Crédito: Pablo Saborido

"Mas não seria lindo na abertura da Olimpíada a Gisele ser acompanhada por mulheres negras, índias, de outras cores e raças?", sugere Ilka, para quem Lázaro Ramos e Taís Araújo não podem ser protagonistas solitários da atuação afirmativa dentro da mídia. Ilka ainda não sabe exatamente para onde vão seus estudos em arte e arquitetura. Em São Paulo, criou uma grife de brincos reciclando todo tipo de bugiganga que achou na rua 25 de Março — e a marca Brincando acabou pulando em vários editoriais de revistas de moda. Enquanto desenha novas bijuterias, trabalha com gestão cultural e estuda urbanismo; ela prefere, ao monumentalismo de Niemeyer, o arquiteto dinamarquês Jan Gehl, crítico da autocracia e defensor das cidades para as pessoas.

Crédito: Pablo Saborido

Além dos livros de arte, Ilka se debruça sobre a obra da jovem anglo-nigeriana Chimamanda Ngozi Adichie, autora de Americanah.
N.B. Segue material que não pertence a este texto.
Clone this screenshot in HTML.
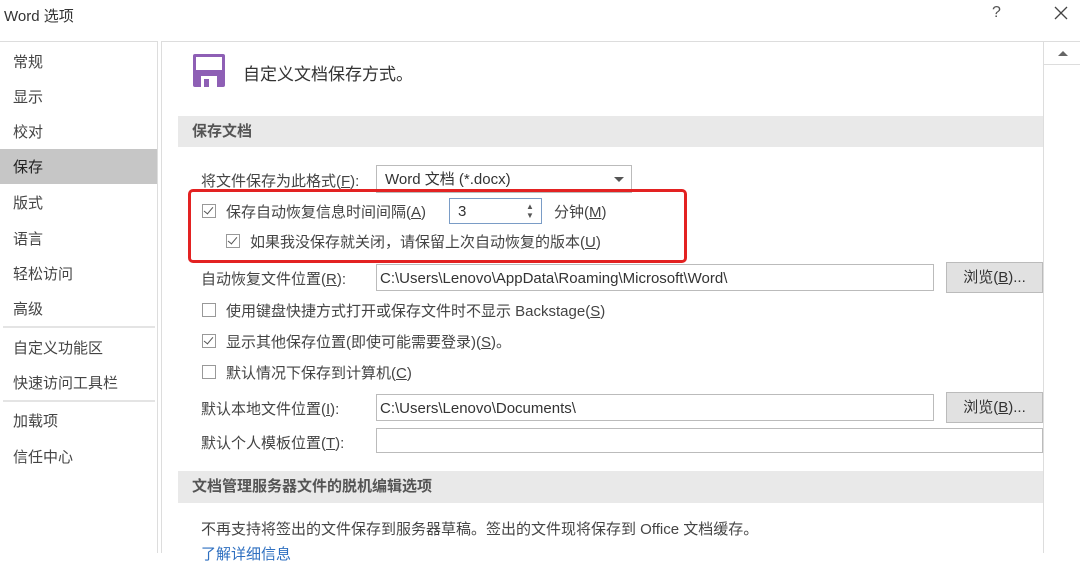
<!DOCTYPE html>
<html><head><meta charset="utf-8"><style>
*{margin:0;padding:0;box-sizing:border-box}
body{width:1080px;height:553px;overflow:hidden;background:#fff;font-family:"Liberation Sans","Noto Sans CJK SC",sans-serif;font-size:15px;color:#444;position:relative}
.a{position:absolute;white-space:nowrap}
.nav{left:13px}
.cb{position:absolute;width:14px;height:14px;border:1px solid #999;background:#fff}
.cb.on::after{content:"";position:absolute;left:3px;top:0px;width:4px;height:8px;border:solid #555;border-width:0 1.5px 1.5px 0;transform:rotate(40deg)}
.inp{position:absolute;border:1px solid #bbb;background:#fff;padding-left:3px;line-height:27px;color:#333}
.btn{position:absolute;border:1px solid #bbb;background:#e1e1e1;text-align:center;line-height:29px;color:#333}
.hdr{position:absolute;left:178px;width:865px;background:#e9e9e9;font-weight:bold;padding-left:12px;color:#555}
u{text-decoration:underline}
</style></head><body>
<div class="a" style="left:4px;top:5px;font-size:15px;color:#333">Word 选项</div>
<div class="a" style="left:992px;top:4px;font-size:16px;color:#555">?</div>
<svg class="a" style="left:1054px;top:6px" width="14" height="14" viewBox="0 0 14 14"><path d="M1 1L13 13M13 1L1 13" stroke="#444" stroke-width="1.3"/></svg>
<div class="a" style="left:0;top:41px;width:158px;height:512px;border-top:1px solid #ddd;border-right:1px solid #ddd"></div>
<div class="a" style="left:161px;top:41px;width:919px;height:512px;border-top:1px solid #ddd;border-left:1px solid #ddd"></div>
<div class="a" style="left:1043px;top:42px;width:37px;height:511px;border-left:1px solid #ddd"></div>
<div class="a" style="left:1044px;top:43px;width:36px;height:22px;border-bottom:1px solid #ddd"></div>
<div class="a" style="left:1058px;top:51px;width:0;height:0;border-left:5px solid transparent;border-right:5px solid transparent;border-bottom:5px solid #666"></div>
<div class="a" style="left:0;top:149px;width:157px;height:35px;background:#c6c6c6"></div>
<div class="a" style="left:3px;top:326px;width:152px;height:2px;background:#e4e4e4"></div>
<div class="a" style="left:3px;top:400px;width:152px;height:2px;background:#e4e4e4"></div>
<div class="a nav" style="top:51px">常规</div>
<div class="a nav" style="top:86px">显示</div>
<div class="a nav" style="top:121px">校对</div>
<div class="a nav" style="top:156px;color:#222">保存</div>
<div class="a nav" style="top:192px">版式</div>
<div class="a nav" style="top:228px">语言</div>
<div class="a nav" style="top:263px">轻松访问</div>
<div class="a nav" style="top:298px">高级</div>
<div class="a nav" style="top:337px">自定义功能区</div>
<div class="a nav" style="top:372px">快速访问工具栏</div>
<div class="a nav" style="top:410px">加载项</div>
<div class="a nav" style="top:446px">信任中心</div>
<svg class="a" style="left:193px;top:54px" width="32" height="33" viewBox="0 0 32 33"><rect x="0" y="0" width="32" height="33" rx="2" fill="#8e5fb5"/><rect x="3" y="3" width="26" height="13" fill="#fff"/><rect x="8" y="22" width="16" height="11" fill="#fff"/><rect x="11" y="25" width="5" height="8" fill="#8e5fb5"/></svg>
<div class="a" style="left:243px;top:60px;font-size:17px;color:#333">自定义文档保存方式。</div>
<div class="hdr" style="top:116px;height:31px;line-height:31px;left:178px;padding-left:14px">保存文档</div>
<div class="a" style="left:201px;top:170px">将文件保存为此格式(<u>F</u>):</div>
<div class="inp" style="left:376px;top:165px;width:256px;height:28px;padding-left:8px">Word 文档 (*.docx)</div>
<div class="a" style="left:614px;top:177px;border-left:5px solid transparent;border-right:5px solid transparent;border-top:5px solid #555"></div>
<div class="cb on" style="left:202px;top:204px"></div>
<div class="a" style="left:226px;top:201px">保存自动恢复信息时间间隔(<u>A</u>)</div>
<div class="inp" style="left:449px;top:198px;width:93px;height:26px;border-color:#7a9cc6;padding-left:8px;line-height:26px">3</div>
<div class="a" style="left:526px;top:202px;font-size:8px;line-height:9px;color:#555">▲<br>▼</div>
<div class="a" style="left:554px;top:201px">分钟(<u>M</u>)</div>
<div class="cb on" style="left:226px;top:234px"></div>
<div class="a" style="left:250px;top:231px">如果我没保存就关闭，请保留上次自动恢复的版本(<u>U</u>)</div>
<div class="a" style="left:188px;top:189px;width:499px;height:74px;border:3px solid #e32222;border-radius:5px"></div>
<div class="a" style="left:201px;top:268px">自动恢复文件位置(<u>R</u>):</div>
<div class="inp" style="left:376px;top:264px;width:558px;height:27px">C:\Users\Lenovo\AppData\Roaming\Microsoft\Word\</div>
<div class="btn" style="left:946px;top:262px;width:97px;height:31px">浏览(<u>B</u>)...</div>
<div class="cb" style="left:202px;top:303px"></div>
<div class="a" style="left:226px;top:300px">使用键盘快捷方式打开或保存文件时不显示 Backstage(<u>S</u>)</div>
<div class="cb on" style="left:202px;top:334px"></div>
<div class="a" style="left:226px;top:331px">显示其他保存位置(即使可能需要登录)(<u>S</u>)。</div>
<div class="cb" style="left:202px;top:365px"></div>
<div class="a" style="left:226px;top:362px">默认情况下保存到计算机(<u>C</u>)</div>
<div class="a" style="left:201px;top:398px">默认本地文件位置(<u>I</u>):</div>
<div class="inp" style="left:376px;top:394px;width:558px;height:27px">C:\Users\Lenovo\Documents\</div>
<div class="btn" style="left:946px;top:392px;width:97px;height:31px">浏览(<u>B</u>)...</div>
<div class="a" style="left:201px;top:432px">默认个人模板位置(<u>T</u>):</div>
<div class="inp" style="left:376px;top:428px;width:667px;height:25px"></div>
<div class="hdr" style="top:471px;height:32px;line-height:32px;left:178px;padding-left:14px">文档管理服务器文件的脱机编辑选项</div>
<div class="a" style="left:201px;top:518px">不再支持将签出的文件保存到服务器草稿。签出的文件现将保存到 Office 文档缓存。</div>
<div class="a" style="left:201px;top:543px;color:#2e6fc0">了解详细信息</div>
</body></html>
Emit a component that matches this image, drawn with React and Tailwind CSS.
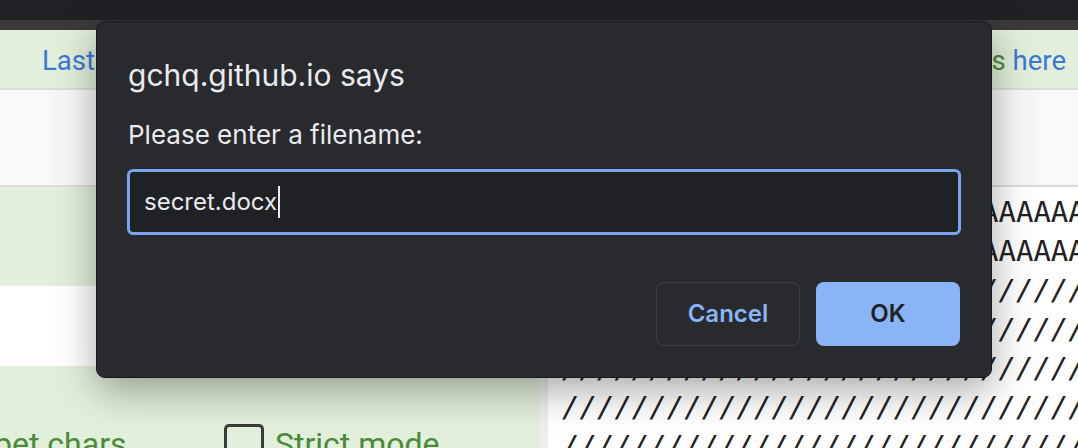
import React from "react";

const A_ROW = "A".repeat(120);
const SLASH_ROW = "/".repeat(60);

export default function App() {
  return (
    <div className="relative w-[1078px] h-[448px] overflow-hidden bg-white font-['Roboto',sans-serif]">
      <div className="h-[20px] bg-[#202124]" />
      <div className="h-[10px] bg-[#3a3a3a]" />
      <div className="h-[58px] bg-[#e2efda] flex items-center justify-between pl-[42px] pr-[12px] text-[27.5px] leading-[32px] pt-[4px]">
        <span className="text-[#3b78d6]">Last</span>
        <span>
          <span className="text-[#4a8a3a]">Inputs </span>
          <span className="text-[#3b78d6]">here</span>
        </span>
      </div>
      <div className="h-[97px] border-t-2 border-[#dcdcdc] bg-[#f8f8f8]" />
      <div className="flex h-[263px] border-t-2 border-[#dcdcdc]">
        <div className="w-[540px] flex flex-col">
          <div className="h-[99px] shrink-0 bg-[#e2efda]" />
          <div className="h-[80px] shrink-0 bg-white" />
          <div className="flex-1 min-h-0 bg-[#e2efda] flex items-start pt-[58px]">
            <span className="-ml-[6px] w-[230px] shrink-0 mt-[2px] text-[32px] leading-[36px] text-[#4a8a3a] whitespace-nowrap">bet chars</span>
            <div className="w-[40px] h-[40px] shrink-0 border-[3px] border-[#3a3a3a] rounded-[5px]" />
            <span className="ml-[11px] mt-[2px] text-[32px] leading-[36px] text-[#4a8a3a] whitespace-nowrap">Strict mode</span>
          </div>
        </div>
        <div className="w-[8px] bg-[#eeeeee]" />
        <div className="flex-1 bg-white overflow-hidden pl-[14px] pt-[6px] font-['DejaVu_Sans_Mono',monospace] text-[29px] leading-[39px] text-[#222] whitespace-nowrap">
          <div>{A_ROW}</div>
          <div>{A_ROW}</div>
          <div className="italic">{SLASH_ROW}</div>
          <div className="italic">{SLASH_ROW}</div>
          <div className="italic">{SLASH_ROW}</div>
          <div className="italic">{SLASH_ROW}</div>
          <div className="italic">{SLASH_ROW}</div>
        </div>
      </div>

      <div className="absolute left-[96px] top-[21px] w-[896px] h-[357px] rounded-[9px] bg-[#292a2d] border border-[#18191b] shadow-[0_12px_40px_rgba(0,0,0,0.35)] px-[30px] pt-[35px] font-['Inter',sans-serif] flex flex-col">
        <div className="pl-[1px] text-[30px] leading-[36px] text-[#e8eaed]">gchq.github.io says</div>
        <div className="pl-[1px] mt-[27px] text-[26px] leading-[30px] text-[#e8eaed]">Please enter a filename:</div>
        <div className="mt-[19px] h-[66px] w-[834px] rounded-[6px] border-[3px] border-[#7ba3ef] bg-[#202124] flex items-center pl-[14px] text-[24px] text-[#e8eaed]">
          <span>secret.docx</span>
          <span className="ml-[1px] w-[2px] h-[32px] bg-[#e8eaed]" />
        </div>
        <div className="mt-[47px] flex justify-end gap-[16px] w-[833px]">
          <div className="w-[144px] h-[64px] rounded-[8px] border border-[#3c4043] flex items-center justify-center text-[24px] font-semibold text-[#8ab4f8]">Cancel</div>
          <div className="w-[144px] h-[64px] rounded-[8px] bg-[#8ab4f8] flex items-center justify-center text-[24px] font-semibold text-[#202124]">OK</div>
        </div>
      </div>
    </div>
  );
}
Sua playlist leva Karol Conká, Itamar Assumpção, Leon Bridges, João Donato, Perota Chingo e o "luminoso" Gilberto Gil. "Uma vez ele me chamou de 'impressionante' no Camarote 2222; foi o maior elogio que já recebi", conta esta fã do Ilê Aiyê, do Baile dos Mascarados e de pipoca. E de acarajé. E de capoeira, de natação e de veleiros. E de calor, muito, muito calor. E do namorado, um cientista social. Sim, nem tudo é perfeito, folks: o coração de Ilka tem um navegante. Casamento, no entanto, ainda não está nos planos. Não é mulher de rótulos: "Relações monogâmicas ou abertas são muito limitadoras. As próximas gerações precisam descobrir novos formatos. Com liberdade para todos", sugere. E enquanto a noite avançava enfumaçada, no nosso Skype a imagem pixelada de Ilka derivava em novas direções falando languidamente de amor, de suas lutas, de seus sonhos, e das belezas e peculiaridades baianas que a mantêm com os pés bem grudados na boa terra — mas a mente sempre viajando no Atlântico aos seus pés. Descobrir Ilka Cyana é descobrir todo um mundo que não acaba.